Make an exact copy of all the material below, apart from the pictures.

* **Material for this task**:
• • • • •

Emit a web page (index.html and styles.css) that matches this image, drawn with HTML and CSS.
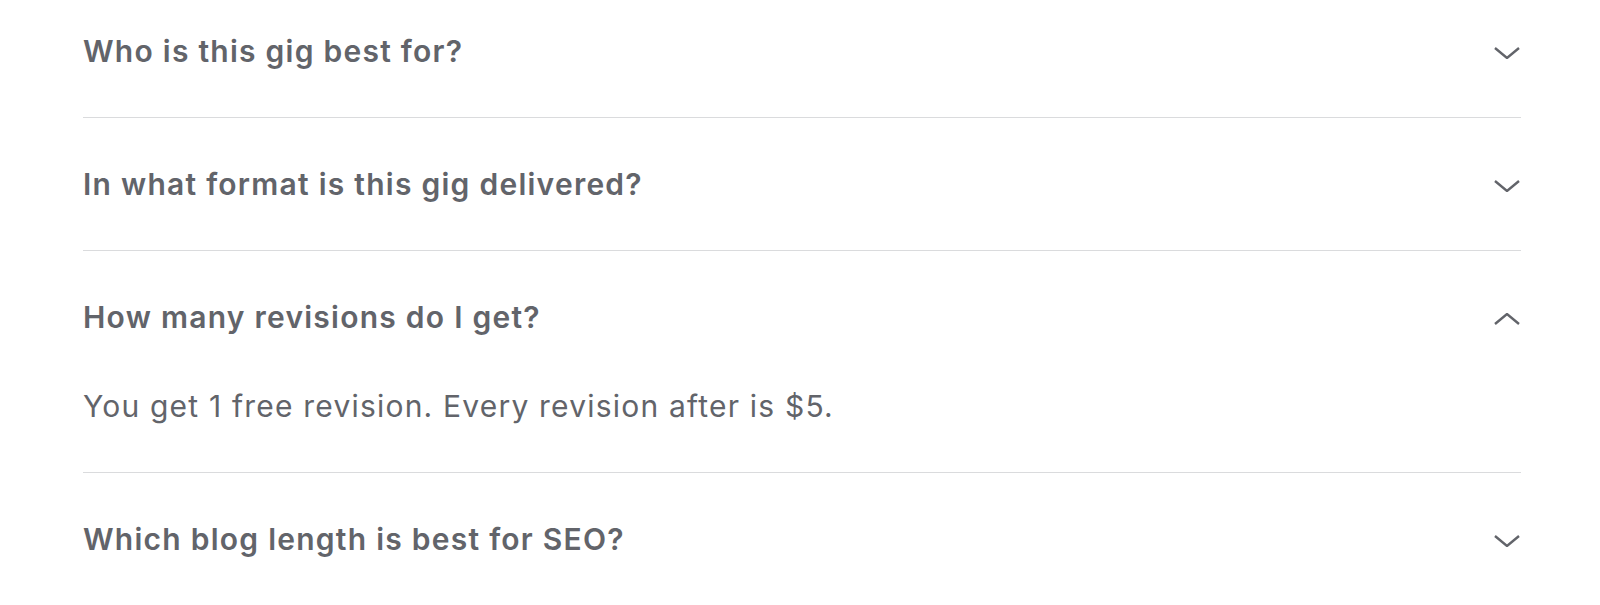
FILE: index.html
```html
<!DOCTYPE html>
<html lang="en">
<head>
    <meta charset="UTF-8">
    <title>FAQ</title>
    <link rel="stylesheet" href="styles.css">
</head>
<body>
    <ul class="faq">
        <li class="faq-item">
            <div class="question">
                <span>Who is this gig best for?</span>
                <svg class="chevron" viewBox="0 0 26 12"><polyline points="1,1 13,11 25,1"/></svg>
            </div>
        </li>
        <li class="faq-item">
            <div class="question">
                <span>In what format is this gig delivered?</span>
                <svg class="chevron" viewBox="0 0 26 12"><polyline points="1,1 13,11 25,1"/></svg>
            </div>
        </li>
        <li class="faq-item open">
            <div class="question">
                <span>How many revisions do I get?</span>
                <svg class="chevron" viewBox="0 0 26 12"><polyline points="1,11 13,1 25,11"/></svg>
            </div>
            <p class="answer">You get 1 free revision. Every revision after is $5.</p>
        </li>
        <li class="faq-item">
            <div class="question">
                <span>Which blog length is best for SEO?</span>
                <svg class="chevron" viewBox="0 0 26 12"><polyline points="1,1 13,11 25,1"/></svg>
            </div>
        </li>
    </ul>
</body>
</html>
```

FILE: styles.css
```css
* {
    margin: 0;
    padding: 0;
    box-sizing: border-box;
}

body {
    font-family: Inter, "Noto Sans", Arial, sans-serif;
    background-color: #fff;
    color: #62646a;
    overflow: hidden;
}

.faq {
    list-style: none;
    width: 1438px;
    margin: -15px 0 0 83px;
}

.faq-item {
    padding: 46px 0;
    border-bottom: 1px solid #dadbdd;
}

.faq-item:last-child {
    border-bottom: none;
}

.question {
    display: flex;
    justify-content: space-between;
    align-items: center;
    height: 40px;
    font-size: 30px;
    font-weight: 600;
    letter-spacing: 1.25px;
}

.chevron {
    width: 26px;
    height: 12px;
    margin: 4px 1px 0 0;
    fill: none;
    stroke: #62646a;
    stroke-width: 2.4;
}

.answer {
    margin-top: 49px;
    line-height: 40px;
    font-size: 30px;
    font-weight: 400;
    letter-spacing: 1.2px;
}
```
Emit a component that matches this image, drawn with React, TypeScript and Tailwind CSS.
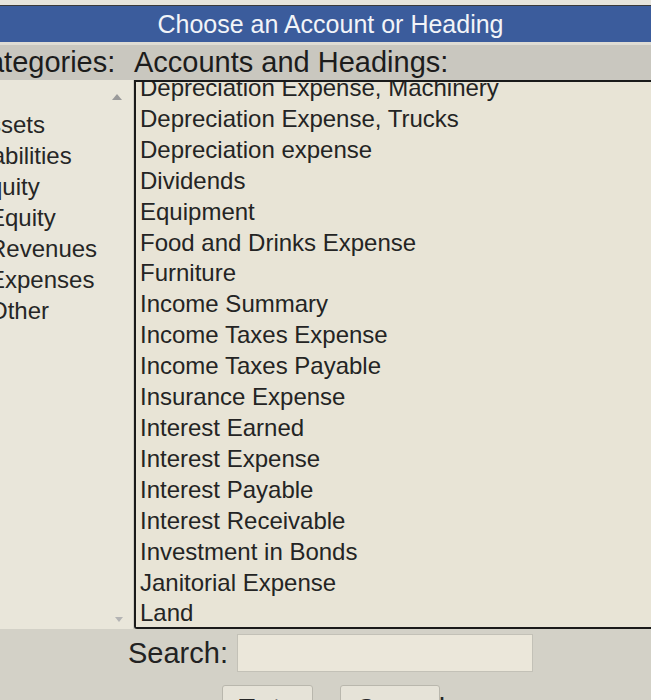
const categories: { label: string; indent: boolean }[] = [
  { label: "Assets", indent: false },
  { label: "Liabilities", indent: false },
  { label: "Equity", indent: false },
  { label: "Equity", indent: true },
  { label: "Revenues", indent: true },
  { label: "Expenses", indent: true },
  { label: "Other", indent: true },
];

const accounts = [
  "Depreciation Expense, Machinery",
  "Depreciation Expense, Trucks",
  "Depreciation expense",
  "Dividends",
  "Equipment",
  "Food and Drinks Expense",
  "Furniture",
  "Income Summary",
  "Income Taxes Expense",
  "Income Taxes Payable",
  "Insurance Expense",
  "Interest Earned",
  "Interest Expense",
  "Interest Payable",
  "Interest Receivable",
  "Investment in Bonds",
  "Janitorial Expense",
  "Land",
];

export default function App() {
  return (
    <div
      className="h-[700px] w-[651px] overflow-hidden bg-[#d3d1c7] text-[#262626]"
      style={{ fontFamily: '"Liberation Sans", Arial, sans-serif' }}
    >
      {/* ── Title bar ─────────────────────────────────────── */}
      <div className="h-[5px] bg-[#e6e4dc]" />
      <div className="h-[1px] bg-[#3a3a3a]" />
      <div className="flex h-[36px] items-center justify-center pl-[10px] bg-[#3b5c9c] text-[25px] leading-none text-[#f2f4f8]">
        Choose an Account or Heading
      </div>
      <div className="h-[3px] bg-[#dedcd4]" />

      {/* ── Column headers ────────────────────────────────── */}
      <div className="flex h-[35px] items-center whitespace-nowrap bg-[#c9c7bf] text-[29px] leading-none text-[#1c1c1c]">
        <span className="ml-[-33px] w-[167px] shrink-0">Categories:</span>
        <span>Accounts and Headings:</span>
      </div>

      {/* ── Lists ─────────────────────────────────────────── */}
      <div className="flex h-[549px]">
        <div className="relative w-[134px] shrink-0 overflow-hidden border-r border-[#cfcdc4] bg-[#e9e6da] pt-[29px]">
          <span className="absolute left-[112px] top-[14px] h-0 w-0 border-x-[5px] border-b-[6px] border-x-transparent border-b-[#9a9a9a]" />
          {categories.map((c, i) => (
            <div
              key={i}
              className={`whitespace-nowrap text-[24px] leading-[31px] ${c.indent ? "ml-[-11px]" : "ml-[-27px]"}`}
            >
              {c.label}
            </div>
          ))}
          <span className="absolute left-[115px] top-[537px] h-0 w-0 border-x-[4px] border-t-[5px] border-x-transparent border-t-[#b4b4b4]" />
        </div>
        <div className="flex-1 overflow-hidden rounded-bl-[3px] border-b-2 border-l-2 border-t-2 border-[#1a1a1a] bg-[#e8e4d6] pl-[4px]">
          <div className="mt-[-9px]">
            {accounts.map((a) => (
              <div key={a} className="whitespace-nowrap text-[24px] leading-[30.9px] text-[#242424]">
                {a}
              </div>
            ))}
          </div>
        </div>
      </div>

      {/* ── Search ────────────────────────────────────────── */}
      <div className="flex items-center pt-[5px]">
        <span className="ml-[128px] w-[109px] text-[29px] leading-none text-[#222]">Search:</span>
        <div className="h-[38px] w-[296px] border border-[#c3c1b7] bg-[#ebe7da]" />
      </div>

      {/* ── Buttons ───────────────────────────────────────── */}
      <div className="mt-[13px] flex gap-[27px] pl-[222px]">
        <div className="h-[40px] w-[91px] rounded-[3px] border border-[#b9b7ad] bg-[#e6e3d8] pt-[9px] pl-[14px] text-[29px] leading-none">
          Enter
        </div>
        <div className="h-[40px] w-[100px] rounded-[3px] border border-[#b9b7ad] bg-[#e6e3d8] pt-[9px] pl-[14px] text-[29px] leading-none">
          Cancel
        </div>
      </div>
    </div>
  );
}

• • • • •

* **Answer to the task**:
Emit a web page (index.html and styles.css) that matches this image, drawn with HTML and CSS.
FILE: index.html
```html
<!DOCTYPE html>
<html lang="en">
<head>
    <meta charset="UTF-8">
    <title>FAQ</title>
    <link rel="stylesheet" href="styles.css">
</head>
<body>
    <ul class="faq">
        <li class="faq-item">
            <div class="question">
                <span>Who is this gig best for?</span>
                <svg class="chevron" viewBox="0 0 26 12"><polyline points="1,1 13,11 25,1"/></svg>
            </div>
        </li>
        <li class="faq-item">
            <div class="question">
                <span>In what format is this gig delivered?</span>
                <svg class="chevron" viewBox="0 0 26 12"><polyline points="1,1 13,11 25,1"/></svg>
            </div>
        </li>
        <li class="faq-item open">
            <div class="question">
                <span>How many revisions do I get?</span>
                <svg class="chevron" viewBox="0 0 26 12"><polyline points="1,11 13,1 25,11"/></svg>
            </div>
            <p class="answer">You get 1 free revision. Every revision after is $5.</p>
        </li>
        <li class="faq-item">
            <div class="question">
                <span>Which blog length is best for SEO?</span>
                <svg class="chevron" viewBox="0 0 26 12"><polyline points="1,1 13,11 25,1"/></svg>
            </div>
        </li>
    </ul>
</body>
</html>
```

FILE: styles.css
```css
* {
    margin: 0;
    padding: 0;
    box-sizing: border-box;
}

body {
    font-family: Inter, "Noto Sans", Arial, sans-serif;
    background-color: #fff;
    color: #62646a;
    overflow: hidden;
}

.faq {
    list-style: none;
    width: 1438px;
    margin: -15px 0 0 83px;
}

.faq-item {
    padding: 46px 0;
    border-bottom: 1px solid #dadbdd;
}

.faq-item:last-child {
    border-bottom: none;
}

.question {
    display: flex;
    justify-content: space-between;
    align-items: center;
    height: 40px;
    font-size: 30px;
    font-weight: 600;
    letter-spacing: 1.25px;
}

.chevron {
    width: 26px;
    height: 12px;
    margin: 4px 1px 0 0;
    fill: none;
    stroke: #62646a;
    stroke-width: 2.4;
}

.answer {
    margin-top: 49px;
    line-height: 40px;
    font-size: 30px;
    font-weight: 400;
    letter-spacing: 1.2px;
}
```
Emit a component that matches this image, drawn with React, TypeScript and Tailwind CSS.
const categories: { label: string; indent: boolean }[] = [
  { label: "Assets", indent: false },
  { label: "Liabilities", indent: false },
  { label: "Equity", indent: false },
  { label: "Equity", indent: true },
  { label: "Revenues", indent: true },
  { label: "Expenses", indent: true },
  { label: "Other", indent: true },
];

const accounts = [
  "Depreciation Expense, Machinery",
  "Depreciation Expense, Trucks",
  "Depreciation expense",
  "Dividends",
  "Equipment",
  "Food and Drinks Expense",
  "Furniture",
  "Income Summary",
  "Income Taxes Expense",
  "Income Taxes Payable",
  "Insurance Expense",
  "Interest Earned",
  "Interest Expense",
  "Interest Payable",
  "Interest Receivable",
  "Investment in Bonds",
  "Janitorial Expense",
  "Land",
];

export default function App() {
  return (
    <div
      className="h-[700px] w-[651px] overflow-hidden bg-[#d3d1c7] text-[#262626]"
      style={{ fontFamily: '"Liberation Sans", Arial, sans-serif' }}
    >
      {/* ── Title bar ─────────────────────────────────────── */}
      <div className="h-[5px] bg-[#e6e4dc]" />
      <div className="h-[1px] bg-[#3a3a3a]" />
      <div className="flex h-[36px] items-center justify-center pl-[10px] bg-[#3b5c9c] text-[25px] leading-none text-[#f2f4f8]">
        Choose an Account or Heading
      </div>
      <div className="h-[3px] bg-[#dedcd4]" />

      {/* ── Column headers ────────────────────────────────── */}
      <div className="flex h-[35px] items-center whitespace-nowrap bg-[#c9c7bf] text-[29px] leading-none text-[#1c1c1c]">
        <span className="ml-[-33px] w-[167px] shrink-0">Categories:</span>
        <span>Accounts and Headings:</span>
      </div>

      {/* ── Lists ─────────────────────────────────────────── */}
      <div className="flex h-[549px]">
        <div className="relative w-[134px] shrink-0 overflow-hidden border-r border-[#cfcdc4] bg-[#e9e6da] pt-[29px]">
          <span className="absolute left-[112px] top-[14px] h-0 w-0 border-x-[5px] border-b-[6px] border-x-transparent border-b-[#9a9a9a]" />
          {categories.map((c, i) => (
            <div
              key={i}
              className={`whitespace-nowrap text-[24px] leading-[31px] ${c.indent ? "ml-[-11px]" : "ml-[-27px]"}`}
            >
              {c.label}
            </div>
          ))}
          <span className="absolute left-[115px] top-[537px] h-0 w-0 border-x-[4px] border-t-[5px] border-x-transparent border-t-[#b4b4b4]" />
        </div>
        <div className="flex-1 overflow-hidden rounded-bl-[3px] border-b-2 border-l-2 border-t-2 border-[#1a1a1a] bg-[#e8e4d6] pl-[4px]">
          <div className="mt-[-9px]">
            {accounts.map((a) => (
              <div key={a} className="whitespace-nowrap text-[24px] leading-[30.9px] text-[#242424]">
                {a}
              </div>
            ))}
          </div>
        </div>
      </div>

      {/* ── Search ────────────────────────────────────────── */}
      <div className="flex items-center pt-[5px]">
        <span className="ml-[128px] w-[109px] text-[29px] leading-none text-[#222]">Search:</span>
        <div className="h-[38px] w-[296px] border border-[#c3c1b7] bg-[#ebe7da]" />
      </div>

      {/* ── Buttons ───────────────────────────────────────── */}
      <div className="mt-[13px] flex gap-[27px] pl-[222px]">
        <div className="h-[40px] w-[91px] rounded-[3px] border border-[#b9b7ad] bg-[#e6e3d8] pt-[9px] pl-[14px] text-[29px] leading-none">
          Enter
        </div>
        <div className="h-[40px] w-[100px] rounded-[3px] border border-[#b9b7ad] bg-[#e6e3d8] pt-[9px] pl-[14px] text-[29px] leading-none">
          Cancel
        </div>
      </div>
    </div>
  );
}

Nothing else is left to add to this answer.